■ The request: Extract the lines of the material below, beginning with the first and ending with the line that holds "const temporary = 'Werknemer". Skip every picture.

■ Recorded information:
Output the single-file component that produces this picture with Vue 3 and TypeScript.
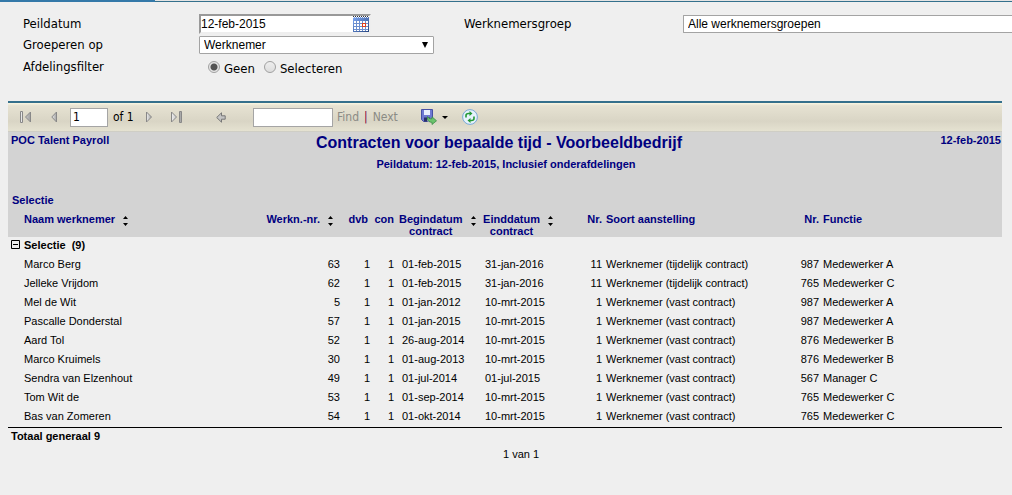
<script setup lang="ts">
import { ref } from 'vue'

interface Contract {
  name: string
  id: number
  begin: string
  end: string
  typeId: number
  type: string
  jobId: number
  job: string
}

const date = ref('12-feb-2015')
const filter = ref('geen')
const page = ref('1')
const search = ref('')

const fixed = 'Werknemer (vast contract)'
const temporary = 'Werknemer (tijdelijk contract)'

const contracts: Contract[] = [
  { name: 'Marco Berg', id: 63, begin: '01-feb-2015', end: '31-jan-2016', typeId: 11, type: temporary, jobId: 987, job: 'Medewerker A' },
  { name: 'Jelleke Vrijdom', id: 62, begin: '01-feb-2015', end: '31-jan-2016', typeId: 11, type: temporary, jobId: 765, job: 'Medewerker C' },
  { name: 'Mel de Wit', id: 5, begin: '01-jan-2012', end: '10-mrt-2015', typeId: 1, type: fixed, jobId: 987, job: 'Medewerker A' },
  { name: 'Pascalle Donderstal', id: 57, begin: '01-jan-2015', end: '10-mrt-2015', typeId: 1, type: fixed, jobId: 987, job: 'Medewerker A' },
  { name: 'Aard Tol', id: 52, begin: '26-aug-2014', end: '10-mrt-2015', typeId: 1, type: fixed, jobId: 876, job: 'Medewerker B' },
  { name: 'Marco Kruimels', id: 30, begin: '01-aug-2013', end: '10-mrt-2015', typeId: 1, type: fixed, jobId: 876, job: 'Medewerker B' },
  { name: 'Sendra van Elzenhout', id: 49, begin: '01-jul-2014', end: '01-jul-2015', typeId: 1, type: fixed, jobId: 567, job: 'Manager C' },
  { name: 'Tom Wit de', id: 53, begin: '01-sep-2014', end: '10-mrt-2015', typeId: 1, type: fixed, jobId: 765, job: 'Medewerker C' },
  { name: 'Bas van Zomeren', id: 54, begin: '01-okt-2014', end: '10-mrt-2015', typeId: 1, type: fixed, jobId: 765, job: 'Medewerker C' },
]
</script>

<template>
  <div class="page">
    <div class="tabline"><span></span></div>

    <form class="filters" @submit.prevent>
      <label for="date">Peildatum</label>
      <div class="datefield">
        <input id="date" v-model="date" type="text" />
        <button type="button" aria-label="Kalender">
          <svg width="16" height="16" viewBox="0 0 16 16">
            <defs>
              <linearGradient id="cal" x1="0" y1="0" x2="1" y2="1">
                <stop offset="0" stop-color="#7fa9f5" /><stop offset="1" stop-color="#27457f" />
              </linearGradient>
            </defs>
            <rect y="1" width="16" height="15" fill="url(#cal)" />
            <path d="M0 .5h16" stroke="#333" stroke-dasharray="1 1" />
            <path d="M0 1.5h16" stroke="#e8eefc" stroke-dasharray="1 1" />
            <rect x="1" y="5" width="14" height="10" fill="#fff" />
            <path d="M1 7.500h14M1 10.500h14M1 13.500h14M3.500 5v10M6.500 5v10M9.500 5v10M12.500 5v10" stroke="#6d8fce" />
            <rect x="9.500" y="7.500" width="3" height="3" fill="#fff" stroke="#e0401c" />
          </svg>
        </button>
      </div>
      <label for="group">Werknemersgroep</label>
      <div class="select open">
        <select id="group"><option>Alle werknemersgroepen</option></select>
      </div>

      <label for="by">Groeperen op</label>
      <div class="select by">
        <select id="by"><option>Werknemer</option></select>
        <svg width="6" height="6" viewBox="0 0 6 6"><path d="M0 0h6L3 6z" /></svg>
      </div>

      <span class="label row3">Afdelingsfilter</span>
      <div class="radios" role="radiogroup" aria-label="Afdelingsfilter">
        <input id="none" v-model="filter" type="radio" name="filter" value="geen" />
        <label for="none">Geen</label>
        <input id="pick" v-model="filter" type="radio" name="filter" value="selecteren" />
        <label for="pick">Selecteren</label>
      </div>
    </form>

    <main class="report">
      <div class="toolbar">
        <svg class="defs" width="0" height="0" aria-hidden="true">
          <defs>
            <linearGradient id="metal" x1="0" y1="0" x2="1" y2="0">
              <stop offset="0" stop-color="#eee" /><stop offset="1" stop-color="#a2a2a2" />
            </linearGradient>
          </defs>
        </svg>
        <div class="paging">
          <button class="first" type="button" aria-label="First page">
            <svg width="12" height="12" viewBox="0 0 12 12" fill="url(#metal)" stroke="#888"><path d="M.5.5h2v11h-2zM10.5 1v10L5.5 6z" /></svg>
          </button>
          <button class="prev" type="button" aria-label="Previous page">
            <svg width="7" height="12" viewBox="0 0 7 12" fill="url(#metal)" stroke="#888"><path d="M5.5 1v10L.8 6z" /></svg>
          </button>
          <input v-model="page" class="pageno" type="text" aria-label="Page" />
          <span class="of">of 1</span>
          <button class="next" type="button" aria-label="Next page">
            <svg width="7" height="12" viewBox="0 0 7 12" fill="url(#metal)" stroke="#888"><path d="M.5 1v10L5.5 6z" /></svg>
          </button>
          <button type="button" aria-label="Last page">
            <svg width="12" height="12" viewBox="0 0 12 12" fill="url(#metal)" stroke="#888"><path d="M.5 1v10L5.5 6zM8.500.5h2v11h-2z" /></svg>
          </button>
        </div>
        <button class="back" type="button" aria-label="Back">
          <svg width="10" height="11" viewBox="0 0 10 11"><path d="M.7 5.5 5.5.8v3h3.700v3.400H5.500v3z" fill="#c4c4c4" stroke="#777" /></svg>
        </button>
        <input v-model="search" class="search" type="text" aria-label="Find text" />
        <button class="text" type="button">Find</button>
        <span class="bar">|</span>
        <button class="text" type="button">Next</button>
        <button class="export" type="button" aria-label="Export">
          <svg width="28" height="16" viewBox="0 0 28 16">
            <path d="M.5.5h11v12h-9l-2-2z" fill="#6f79d2" stroke="#4650a6" />
            <path d="M3 1h6v5H3z" fill="#e9efff" />
            <path d="M3 8.500h6v4H3z" fill="#283068" /><path d="M6.500 9.500h1.500v3H6.500z" fill="#fff" />
            <path d="M6.500 7.500c1 2 2.500 2.500 4.500 2.200V7.800l4.500 4-4.500 3.700v-2.200c-3 0-5-2-4.500-5.800z" fill="#6cc46c" stroke="#3c8e49" stroke-width=".8" />
            <path d="M21 7h6l-3 3z" fill="#000" />
          </svg>
        </button>
        <button class="refresh" type="button" aria-label="Refresh">
          <svg width="16" height="16" viewBox="0 0 16 16">
            <circle cx="8" cy="8" r="7.400" fill="#e6f2fc" stroke="#79a9d5" />
            <path d="M4 8.500V6.500C4 5.200 5 4.500 6.500 4.500H8M12 7.500v2c0 1.300-1 2-2.500 2H8" fill="none" stroke="#249a34" stroke-width="1.600" />
            <path d="M7.500 2 10.500 4.500 7.500 7zM8.500 9 5.500 11.500l3 2.500z" fill="#249a34" />
          </svg>
        </button>
      </div>

      <header class="heading">
        <span>POC Talent Payroll</span>
        <div class="titles">
          <h1>Contracten voor bepaalde tijd - Voorbeeldbedrijf</h1>
          <p>Peildatum: 12-feb-2015, Inclusief onderafdelingen</p>
        </div>
        <span class="today">12-feb-2015</span>
      </header>

      <table>
        <colgroup>
          <col class="c-name" /><col class="c-id" /><col class="c-dvb" /><col class="c-con" /><col class="c-begin" />
          <col class="c-end" /><col class="c-nr" /><col class="c-type" /><col class="c-nr2" /><col />
        </colgroup>
        <thead>
          <tr class="section"><th colspan="10">Selectie</th></tr>
          <tr>
            <th class="name"><span class="sort">Naam werknemer <svg width="5" height="10" viewBox="0 0 5 10"><path d="M0 3h5L2.500 0zM0 7h5L2.500 10z" /></svg></span></th>
            <th class="num id"><span class="sort">Werkn.-nr. <svg width="5" height="10" viewBox="0 0 5 10"><path d="M0 3h5L2.500 0zM0 7h5L2.500 10z" /></svg></span></th>
            <th class="num dvb">dvb</th>
            <th class="num">con</th>
            <th class="date"><span class="sort"><span>Begindatum<br />contract</span><svg width="5" height="10" viewBox="0 0 5 10"><path d="M0 3h5L2.500 0zM0 7h5L2.500 10z" /></svg></span></th>
            <th class="date"><span class="sort"><span>Einddatum<br />contract</span><svg width="5" height="10" viewBox="0 0 5 10"><path d="M0 3h5L2.500 0zM0 7h5L2.500 10z" /></svg></span></th>
            <th class="num">Nr.</th>
            <th>Soort aanstelling</th>
            <th class="num">Nr.</th>
            <th>Functie</th>
          </tr>
        </thead>
        <tbody>
          <tr class="group">
            <td colspan="10">
              <button type="button" aria-label="Inklappen">
                <svg width="9" height="9" viewBox="0 0 9 9"><path d="M.5.5h8v8h-8zM2 4.500h5" fill="none" stroke="#000" /></svg>
              </button>
              <span>Selectie&nbsp; (9)</span>
            </td>
          </tr>
          <tr v-for="c in contracts" :key="c.id">
            <td class="name">{{ c.name }}</td>
            <td class="num">{{ c.id }}</td>
            <td class="num">1</td>
            <td class="num">1</td>
            <td class="begin">{{ c.begin }}</td>
            <td class="end">{{ c.end }}</td>
            <td class="num">{{ c.typeId }}</td>
            <td>{{ c.type }}</td>
            <td class="num">{{ c.jobId }}</td>
            <td>{{ c.job }}</td>
          </tr>
        </tbody>
        <tfoot>
          <tr><td colspan="10">Totaal generaal 9</td></tr>
        </tfoot>
      </table>
      <p class="pages">1 van 1</p>
    </main>
  </div>
</template>

<style>
html { background: #efefef; }
</style>

<style scoped>
.page { font: 11px/12px "Liberation Sans", Arial, sans-serif; color: #000; }
* { box-sizing: border-box; }
button { padding: 0; border: 0; background: none; font: inherit; color: inherit; }
svg { display: block; }

.tabline { height: 2px; background: #e4e4e4; border-bottom: 1px solid #34708c; }
.tabline span { display: block; width: 155px; height: 2px; background: #3479a9; }

.filters {
  display: grid;
  grid-template-columns: 176px 265px 219px 1fr;
  grid-template-rows: 20px 22px 22px;
  align-items: center;
  padding: 12px 0 23px 23px;
  font: 13px/18px "DejaVu Sans Condensed", Tahoma, sans-serif;
}
.filters input[type="text"], .filters select { font: 12px/16px "Liberation Sans", Arial, sans-serif; color: #000; }
.filters select {
  display: block;
  appearance: none;
  width: 100%;
  height: 18px;
  padding: 0 4px;
  border: 1px solid #a3a3a3;
  border-radius: 1px;
  background: #fff;
}
.datefield {
  display: flex;
  align-items: center;
  width: 172px;
  height: 20px;
  border: 2px solid #999;
  border-right-color: #eee;
  border-bottom-color: #eee;
  background: #fff;
}
.datefield input { flex: 1; min-width: 0; padding: 0; border: 0; background: none; outline: 0; }
.select { position: relative; }
.select svg { position: absolute; right: 6px; top: 6px; pointer-events: none; }
.by { width: 235px; }
.by + .row3 { grid-column: 1; }
.open select { border-right: 0; border-radius: 1px 0 0 1px; }
.radios { display: flex; align-items: center; padding-left: 9px; }
.radios input {
  appearance: none;
  width: 12px;
  height: 12px;
  margin: 0 4px 0 0;
  border: 1px solid #a0a0a0;
  border-radius: 50%;
  background: linear-gradient(#eee, #ddd);
}
.radios input:checked { background: radial-gradient(circle, #555 0 3px, #e6e6e6 4px); }
.radios label { margin: 4px 9px 0 0; }

.report { margin: 0 10px 0 8px; border-top: 2px solid #35708c; }
.toolbar {
  display: flex;
  align-items: center;
  height: 29px;
  padding-left: 12px;
  border-bottom: 1px solid #cfcec5;
  background: linear-gradient(#faf7e2, #e6e2d2 10%, #d9d5c5 65%, #e5e2d1);
  font: 12px/16px "DejaVu Sans Condensed", Tahoma, sans-serif;
}
.defs { position: absolute; }
.toolbar input { height: 19px; border: 1px solid #a5a5a5; padding: 0 2px; font: inherit; background: #fff; }
.paging { display: flex; align-items: center; }
.first { margin-right: 19px; }
.prev { margin-right: 12px; }
.pageno { width: 38px; margin-right: 5px; }
.of { width: 33px; }
.next { margin-right: 18px; }
.back { margin: 0 27px 0 33px; }
.search { width: 80px; margin-right: 4px; }
.text { color: #8b8b85; }
.bar { margin: 0 5px; color: #800040; }
.export { margin: 0 13px 0 23px; }

.heading {
  display: grid;
  grid-template-columns: 1fr auto 1fr;
  padding: 2px 1px 0 3px;
  background: #d3d3d3;
  color: #000080;
  font-weight: bold;
}
.titles { text-align: center; padding-bottom: 24px; }
.heading .today { text-align: right; }
h1 { margin: 0; padding-right: 14px; font-size: 16px; line-height: 18px; }
p { margin: 0; }
.titles p { padding-top: 6px; }

table { width: 100%; table-layout: fixed; border-collapse: separate; border-spacing: 0; }
.c-name { width: 216px; }
.c-id { width: 118px; }
.c-dvb { width: 30px; }
.c-con { width: 24px; }
.c-begin { width: 79px; }
.c-end { width: 85px; }
.c-nr { width: 44px; }
.c-type { width: 176px; }
.c-nr2 { width: 41px; }
th, td { padding: 0 2px; text-align: left; white-space: nowrap; }
th { height: 24px; color: #000080; vertical-align: top; }
thead { background: #d3d3d3; }
.section th { height: 19px; padding-left: 4px; }
tbody td { height: 19px; padding-bottom: 3px; }
.name { padding-left: 16px; }
.num { text-align: right; }
th.id { padding-right: 9px; }
th.dvb { padding-right: 4px; }
td.begin { padding-left: 6px; }
td.end { padding-left: 10px; }
.sort { display: inline-flex; align-items: flex-start; gap: 8px; }
.sort svg { margin-top: 3px; fill: #000; }
th.date { padding-left: 3px; text-align: center; }
.group td { padding-left: 3px; font-weight: bold; }
.group button { display: inline-block; margin-right: 4px; }
tfoot td { height: 18px; padding-left: 3px; padding-bottom: 2px; border-top: 1px solid #000; font-weight: bold; }
.pages { padding-top: 3px; margin-left: 32px; text-align: center; }
</style>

■ Task result:
Output the single-file component that produces this picture with Vue 3 and TypeScript.
<script setup lang="ts">
import { ref } from 'vue'

interface Contract {
  name: string
  id: number
  begin: string
  end: string
  typeId: number
  type: string
  jobId: number
  job: string
}

const date = ref('12-feb-2015')
const filter = ref('geen')
const page = ref('1')
const search = ref('')

const fixed = 'Werknemer (vast contract)'
const temporary = 'Werknemer (tijdelijk contract)'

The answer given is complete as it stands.